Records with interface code
START
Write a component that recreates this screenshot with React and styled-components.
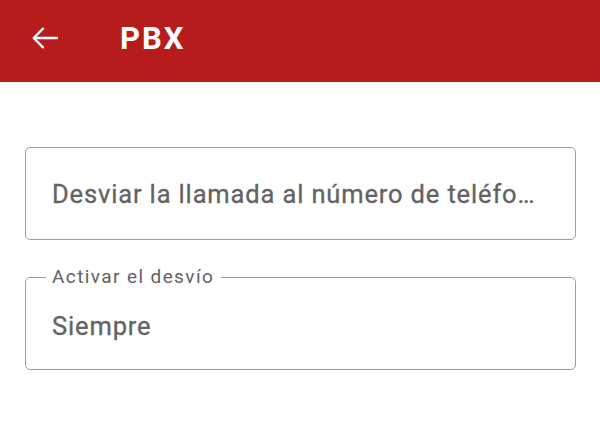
import styled, { createGlobalStyle } from "styled-components";

const Global = createGlobalStyle`
  body {
    margin: 0;
    background: #ffffff;
    font-family: Roboto, "Noto Sans", sans-serif;
  }
`;

const Page = styled.div`
  width: 600px;
  height: 448px;
  background: #ffffff;
`;

const Header = styled.header`
  height: 82px;
  background-color: #b71c1c;
  display: flex;
  align-items: center;
  padding: 0 0 6px 28px;
  box-sizing: border-box;
`;

const BackButton = styled.button`
  background: none;
  border: none;
  padding: 0;
  width: 34px;
  height: 34px;
  display: flex;
  align-items: center;
  justify-content: center;
  margin-right: 58px;
  cursor: pointer;
`;

const Title = styled.h1`
  margin: 0;
  color: #ffffff;
  font-size: 31px;
  font-weight: 700;
  letter-spacing: 2px;
`;

const Form = styled.div`
  display: flex;
  flex-direction: column;
  gap: 37px;
  padding: 65px 24px 0 25px;
`;

const Field = styled.div`
  height: 93px;
  box-sizing: border-box;
  border: 1.5px solid #9e9e9e;
  border-radius: 5px;
  padding: 0 26px 0 26px;
  display: flex;
  align-items: center;
  position: relative;
  min-width: 0;
`;

const Label = styled.span`
  position: absolute;
  top: -14px;
  left: 20px;
  padding: 0 7px 0 6px;
  background: #ffffff;
  font-size: 19px;
  color: #616161;
  letter-spacing: 1.4px;
  line-height: 26px;
`;

const Value = styled.div`
  font-size: 25.5px;
  color: #636363;
  white-space: nowrap;
  overflow: hidden;
  text-overflow: ellipsis;
  letter-spacing: 0.85px;
  -webkit-text-stroke: 0.3px #636363;
  padding-top: ${(props) => (props.$labelled ? "4px" : "0")};
`;

export default function App() {
  return (
    <Page>
      <Global />
      <Header>
        <BackButton>
          <svg width="32" height="32" viewBox="0 0 24 24" fill="none">
            <path
              d="M21 12H3.5M10.5 5l-7 7 7 7"
              stroke="#ffffff"
              strokeWidth="1.7"
              strokeLinecap="round"
              strokeLinejoin="round"
            />
          </svg>
        </BackButton>
        <Title>PBX</Title>
      </Header>
      <Form>
        <Field>
          <Value>Desviar la llamada al número de teléfono al que se desvía</Value>
        </Field>
        <Field>
          <Label>Activar el desvío</Label>
          <Value $labelled>Siempre</Value>
        </Field>
      </Form>
    </Page>
  );
}
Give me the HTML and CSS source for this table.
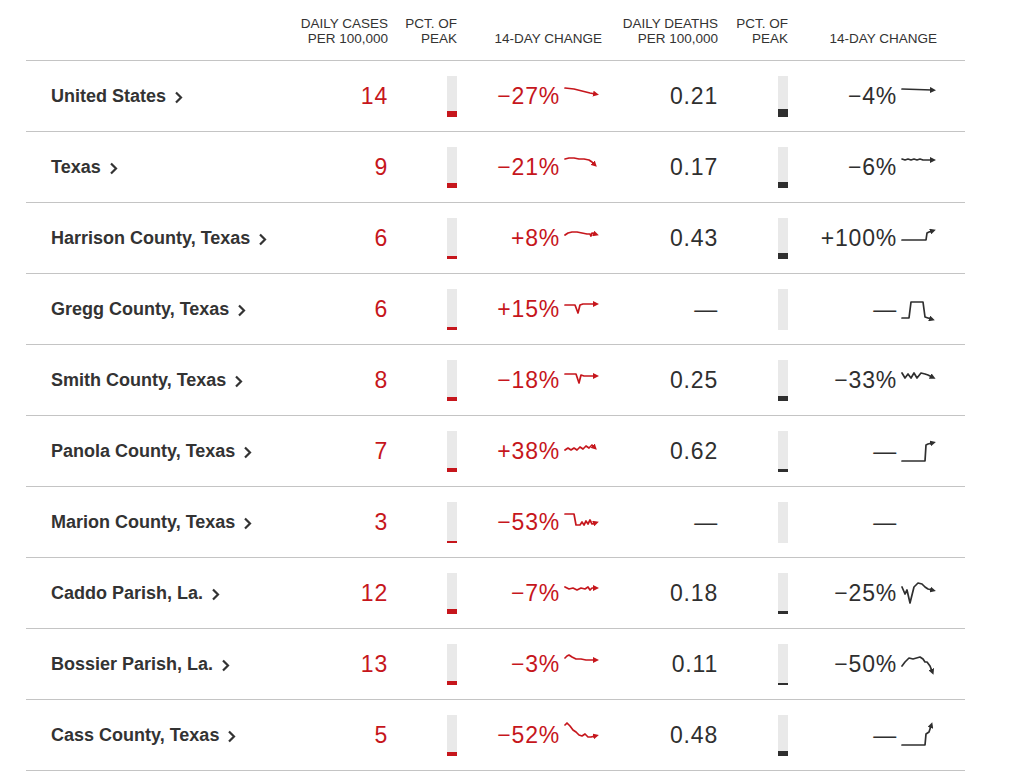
FILE: index.html
```html
<!DOCTYPE html>
<html lang="en">
<head>
<meta charset="utf-8">
<title>Cases table</title>
<link rel="stylesheet" href="styles.css">
</head>
<body>
<svg class="defs" width="0" height="0" aria-hidden="true">
  <defs>
    <marker id="ar" viewBox="0 0 6 6" refX="2" refY="3" markerWidth="6" markerHeight="6" markerUnits="userSpaceOnUse" orient="auto"><path d="M0,0 L6,3 L0,6 z" fill="#c6161c"/></marker>
    <marker id="ad" viewBox="0 0 6 6" refX="2" refY="3" markerWidth="6" markerHeight="6" markerUnits="userSpaceOnUse" orient="auto"><path d="M0,0 L6,3 L0,6 z" fill="#2f2f2f"/></marker>
  </defs>
</svg>
<div class="table">
  <div class="row head">
    <div class="h"></div>
    <div class="h">Daily cases<br>per 100,000</div>
    <div class="h">Pct. of<br>peak</div>
    <div class="h">14-day change</div>
    <div class="h">Daily deaths<br>per 100,000</div>
    <div class="h">Pct. of<br>peak</div>
    <div class="h last">14-day change</div>
  </div>

  <div class="row">
    <div class="name">United States <svg class="chev" viewBox="0 0 9 13"><polyline points="2,1.5 7,6.5 2,11.5"/></svg></div>
    <div class="num red">14</div>
    <div class="barcell"><div class="bar"><div class="fill red-bg" style="height:6px"></div></div></div>
    <div class="chg red">−27%<svg class="spark" viewBox="0 0 38 30"><polyline class="sr" points="1,7 10,8 18,10 26,12 31,13"/></svg></div>
    <div class="num">0.21</div>
    <div class="barcell"><div class="bar"><div class="fill dark-bg" style="height:8px"></div></div></div>
    <div class="chg">−4%<svg class="spark" viewBox="0 0 38 30"><polyline class="sd" points="1,8 31,9"/></svg></div>
  </div>

  <div class="row">
    <div class="name">Texas <svg class="chev" viewBox="0 0 9 13"><polyline points="2,1.5 7,6.5 2,11.5"/></svg></div>
    <div class="num red">9</div>
    <div class="barcell"><div class="bar"><div class="fill red-bg" style="height:5px"></div></div></div>
    <div class="chg red">−21%<svg class="spark" viewBox="0 0 38 30"><polyline class="sr" points="1,7 5,6 10,6 15,7 20,7 25,8 28,10 30,12"/></svg></div>
    <div class="num">0.17</div>
    <div class="barcell"><div class="bar"><div class="fill dark-bg" style="height:6px"></div></div></div>
    <div class="chg">−6%<svg class="spark" viewBox="0 0 38 30"><polyline class="sd" points="1,7 4,8 7,7 10,8 13,7 16,8 19,7 22,8 25,8 31,8"/></svg></div>
  </div>

  <div class="row">
    <div class="name">Harrison County, Texas <svg class="chev" viewBox="0 0 9 13"><polyline points="2,1.5 7,6.5 2,11.5"/></svg></div>
    <div class="num red">6</div>
    <div class="barcell"><div class="bar"><div class="fill red-bg" style="height:3px"></div></div></div>
    <div class="chg red">+8%<svg class="spark" viewBox="0 0 38 30"><polyline class="sr" points="1,12 4,10 8,9 13,9 18,10 23,11 26,11 27,13 28,10 31,11"/></svg></div>
    <div class="num">0.43</div>
    <div class="barcell"><div class="bar"><div class="fill dark-bg" style="height:6px"></div></div></div>
    <div class="chg">+100%<svg class="spark" viewBox="0 0 38 30"><polyline class="sd" points="1,17 25,17 26,10 28,9 31,8"/></svg></div>
  </div>

  <div class="row">
    <div class="name">Gregg County, Texas <svg class="chev" viewBox="0 0 9 13"><polyline points="2,1.5 7,6.5 2,11.5"/></svg></div>
    <div class="num red">6</div>
    <div class="barcell"><div class="bar"><div class="fill red-bg" style="height:3px"></div></div></div>
    <div class="chg red">+15%<svg class="spark" viewBox="0 0 38 30"><polyline class="sr" points="1,11 11,11 14,19 16,11 19,10 31,10"/></svg></div>
    <div class="num">—</div>
    <div class="barcell"><div class="bar"></div></div>
    <div class="chg">—<svg class="spark" viewBox="0 0 38 30"><polyline class="sd" points="1,24 8,24 10,8 22,8 24,23 30,25"/></svg></div>
  </div>

  <div class="row">
    <div class="name">Smith County, Texas <svg class="chev" viewBox="0 0 9 13"><polyline points="2,1.5 7,6.5 2,11.5"/></svg></div>
    <div class="num red">8</div>
    <div class="barcell"><div class="bar"><div class="fill red-bg" style="height:4px"></div></div></div>
    <div class="chg red">−18%<svg class="spark" viewBox="0 0 38 30"><polyline class="sr" points="1,9 12,9 15,18 17,10 20,11 31,11"/></svg></div>
    <div class="num">0.25</div>
    <div class="barcell"><div class="bar"><div class="fill dark-bg" style="height:5px"></div></div></div>
    <div class="chg">−33%<svg class="spark" viewBox="0 0 38 30"><polyline class="sd" points="1,8 4,13 7,9 10,13 13,8 16,13 20,8 24,9 27,10 31,12"/></svg></div>
  </div>

  <div class="row">
    <div class="name">Panola County, Texas <svg class="chev" viewBox="0 0 9 13"><polyline points="2,1.5 7,6.5 2,11.5"/></svg></div>
    <div class="num red">7</div>
    <div class="barcell"><div class="bar"><div class="fill red-bg" style="height:4px"></div></div></div>
    <div class="chg red">+38%<svg class="spark" viewBox="0 0 38 30"><polyline class="sr" points="1,14 4,12 7,14 10,12 13,14 16,11 19,13 22,10 25,12 28,9 30,11"/></svg></div>
    <div class="num">0.62</div>
    <div class="barcell"><div class="bar"><div class="fill dark-bg" style="height:3px"></div></div></div>
    <div class="chg">—<svg class="spark" viewBox="0 0 38 30"><polyline class="sd" points="1,25 24,25 25,9 27,8 31,7"/></svg></div>
  </div>

  <div class="row">
    <div class="name">Marion County, Texas <svg class="chev" viewBox="0 0 9 13"><polyline points="2,1.5 7,6.5 2,11.5"/></svg></div>
    <div class="num red">3</div>
    <div class="barcell"><div class="bar"><div class="fill red-bg" style="height:2px"></div></div></div>
    <div class="chg red">−53%<svg class="spark" viewBox="0 0 38 30"><polyline class="sr" points="1,7 10,7 12,18 16,18 18,15 20,18 22,14 24,17 26,13 28,17 31,16"/></svg></div>
    <div class="num">—</div>
    <div class="barcell"><div class="bar"></div></div>
    <div class="chg">—<svg class="spark" viewBox="0 0 38 30"></svg></div>
  </div>

  <div class="row">
    <div class="name">Caddo Parish, La. <svg class="chev" viewBox="0 0 9 13"><polyline points="2,1.5 7,6.5 2,11.5"/></svg></div>
    <div class="num red">12</div>
    <div class="barcell"><div class="bar"><div class="fill red-bg" style="height:5px"></div></div></div>
    <div class="chg red">−7%<svg class="spark" viewBox="0 0 38 30"><polyline class="sr" points="1,9 5,11 9,10 13,12 17,10 21,11 24,9 26,12 28,10 31,10"/></svg></div>
    <div class="num">0.18</div>
    <div class="barcell"><div class="bar"><div class="fill dark-bg" style="height:3px"></div></div></div>
    <div class="chg">−25%<svg class="spark" viewBox="0 0 38 30"><polyline class="sd" points="1,9 4,16 6,12 9,25 13,9 17,5 21,6 24,9 27,11 31,12"/></svg></div>
  </div>

  <div class="row">
    <div class="name">Bossier Parish, La. <svg class="chev" viewBox="0 0 9 13"><polyline points="2,1.5 7,6.5 2,11.5"/></svg></div>
    <div class="num red">13</div>
    <div class="barcell"><div class="bar"><div class="fill red-bg" style="height:4px"></div></div></div>
    <div class="chg red">−3%<svg class="spark" viewBox="0 0 38 30"><polyline class="sr" points="1,9 3,7 5,6 8,8 12,10 17,10 22,11 31,11"/></svg></div>
    <div class="num">0.11</div>
    <div class="barcell"><div class="bar"><div class="fill dark-bg" style="height:2px"></div></div></div>
    <div class="chg">−50%<svg class="spark" viewBox="0 0 38 30"><polyline class="sd" points="1,17 4,13 8,9 12,10 19,8 22,10 24,13 26,13 29,17 31,22"/></svg></div>
  </div>

  <div class="row">
    <div class="name">Cass County, Texas <svg class="chev" viewBox="0 0 9 13"><polyline points="2,1.5 7,6.5 2,11.5"/></svg></div>
    <div class="num red">5</div>
    <div class="barcell"><div class="bar"><div class="fill red-bg" style="height:4px"></div></div></div>
    <div class="chg red">−52%<svg class="spark" viewBox="0 0 38 30"><polyline class="sr" points="1,5 3,3 6,6 9,10 12,12 15,15 18,16 21,14 24,17 27,17 31,16"/></svg></div>
    <div class="num">0.48</div>
    <div class="barcell"><div class="bar"><div class="fill dark-bg" style="height:5px"></div></div></div>
    <div class="chg">—<svg class="spark" viewBox="0 0 38 30"><polyline class="sd" points="1,25 24,25 25,14 28,12 30,6"/></svg></div>
  </div>
</div>
</body>
</html>
```
FILE: styles.css
```css
html, body {
  margin: 0;
  padding: 0;
  background: #fff;
}
body {
  font-family: "Liberation Sans", Arial, sans-serif;
  color: #2f2f2f;
}
.defs {
  position: absolute;
  width: 0;
  height: 0;
  overflow: hidden;
}
.table {
  margin-left: 26px;
  width: 939px;
}
.row {
  display: grid;
  grid-template-columns: 264px 98px 69px 145px 116px 70px 151px;
  padding-right: 26px;
  height: 71px;
  box-sizing: border-box;
  border-bottom: 1px solid #c4c4c4;
  align-items: center;
}
.row.head {
  height: 61px;
  align-items: end;
  padding-bottom: 14px;
}
.h {
  font-size: 13.5px;
  line-height: 15px;
  text-transform: uppercase;
  text-align: right;
  color: #333;
}
.h.last {
  padding-right: 2px;
}
.name {
  padding-left: 25px;
  font-size: 18px;
  font-weight: 700;
  color: #333;
  display: flex;
  align-items: center;
  gap: 8px;
}
.chev {
  width: 9px;
  height: 13px;
  margin-top: 2px;
  fill: none;
  stroke: #333;
  stroke-width: 2.2;
}
.num {
  font-size: 23px;
  letter-spacing: 0.8px;
  text-align: right;
  color: #2f2f2f;
}
.red {
  color: #c6161c;
}
.barcell {
  display: flex;
  justify-content: flex-end;
}
.bar {
  width: 10px;
  height: 41px;
  background: #e9e9e9;
  display: flex;
  flex-direction: column;
  justify-content: flex-end;
}
.fill {
  width: 100%;
}
.red-bg {
  background: #c6161c;
}
.dark-bg {
  background: #2f2f2f;
}
.chg {
  display: flex;
  justify-content: flex-end;
  align-items: center;
  gap: 4px;
  font-size: 23px;
  letter-spacing: 0.8px;
  line-height: 30px;
}
.spark {
  width: 38px;
  height: 30px;
  flex: none;
}
.spark polyline {
  fill: none;
  stroke-width: 1.7;
  stroke-linejoin: round;
  stroke-linecap: round;
}
.spark .sr {
  stroke: #c6161c;
  marker-end: url(#ar);
}
.spark .sd {
  stroke: #2f2f2f;
  marker-end: url(#ad);
}
```
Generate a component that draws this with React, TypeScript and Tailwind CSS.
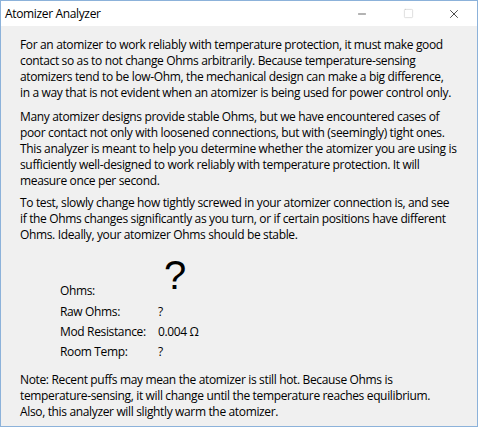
import { Minus, Square, X } from "lucide-react"

const intro = [
  "For an atomizer to work reliably with temperature protection, it must make good",
  "contact so as to not change Ohms arbitrarily. Because temperature-sensing",
  "atomizers tend to be low-Ohm, the mechanical design can make a big difference,",
  "in a way that is not evident when an atomizer is being used for power control only.",
]

const contact = [
  "Many atomizer designs provide stable Ohms, but we have encountered cases of",
  "poor contact not only with loosened connections, but with (seemingly) tight ones.",
  "This analyzer is meant to help you determine whether the atomizer you are using is",
  "sufficiently well-designed to work reliably with temperature protection. It will",
  "measure once per second.",
]

const howTo = [
  "To test, slowly change how tightly screwed in your atomizer connection is, and see",
  "if the Ohms changes significantly as you turn, or if certain positions have different",
  "Ohms. Ideally, your atomizer Ohms should be stable.",
]

const note = [
  "Note: Recent puffs may mean the atomizer is still hot. Because Ohms is",
  "temperature-sensing, it will change until the temperature reaches equilibrium.",
  "Also, this analyzer will slightly warm the atomizer.",
]

const readings = [
  { label: "Raw Ohms:", value: "?" },
  { label: "Mod Resistance:", value: "0.004 Ω" },
  { label: "Room Temp:", value: "?" },
]

function Para({ lines, className = "" }: { lines: string[]; className?: string }) {
  return (
    <div className={className}>
      {lines.map((l, i) => (
        <div key={i} className="whitespace-nowrap h-[16px] leading-[16px]">
          {l}
        </div>
      ))}
    </div>
  )
}

export default function App() {
  return (
    <div className="w-[478px] h-[427px] border border-[#8cb2da] bg-[#f0f0f0] flex flex-col font-['Segoe_UI','Open_Sans',sans-serif] text-[12px] text-black tracking-[-0.35px]">
      {/* title bar */}
      <div className="h-[25px] bg-white flex items-center shrink-0">
        <span className="pl-[4px] flex-1">Atomizer Analyzer</span>
        <div className="flex h-full">
          <div className="w-[46px] flex items-center justify-center">
            <Minus className="w-[12px] h-[12px]" strokeWidth={1.2} />
          </div>
          <div className="w-[46px] flex items-center justify-center text-[#c4c4c4]">
            <Square className="w-[11px] h-[11px]" strokeWidth={1.2} />
          </div>
          <div className="w-[46px] flex items-center justify-center">
            <X className="w-[14px] h-[14px]" strokeWidth={1.2} />
          </div>
        </div>
      </div>

      {/* body */}
      <div className="flex-1 pl-[19px] pt-[11px]">
        <Para lines={intro} />
        <Para lines={contact} className="mt-[8px]" />
        <Para lines={howTo} className="mt-[6px]" />

        <div className="mt-[9px] pl-[40px]">
          <div className="flex items-end h-[50px]">
            <span className="w-[98px] pb-[2px]">Ohms:</span>
            <span className="text-[40px] leading-[44px] font-['Liberation_Sans',sans-serif] pl-[6px] pb-[5px] tracking-normal">?</span>
          </div>
          {readings.map((r) => (
            <div key={r.label} className="flex h-[20px] items-center">
              <span className="w-[98px]">{r.label}</span>
              <span>{r.value}</span>
            </div>
          ))}
        </div>

        <Para lines={note} className="mt-[10px]" />
      </div>
    </div>
  )
}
END
Your task:
Find the number of lines in which the word "components" occurs, and write nothing but that number.

Solution for this task:
2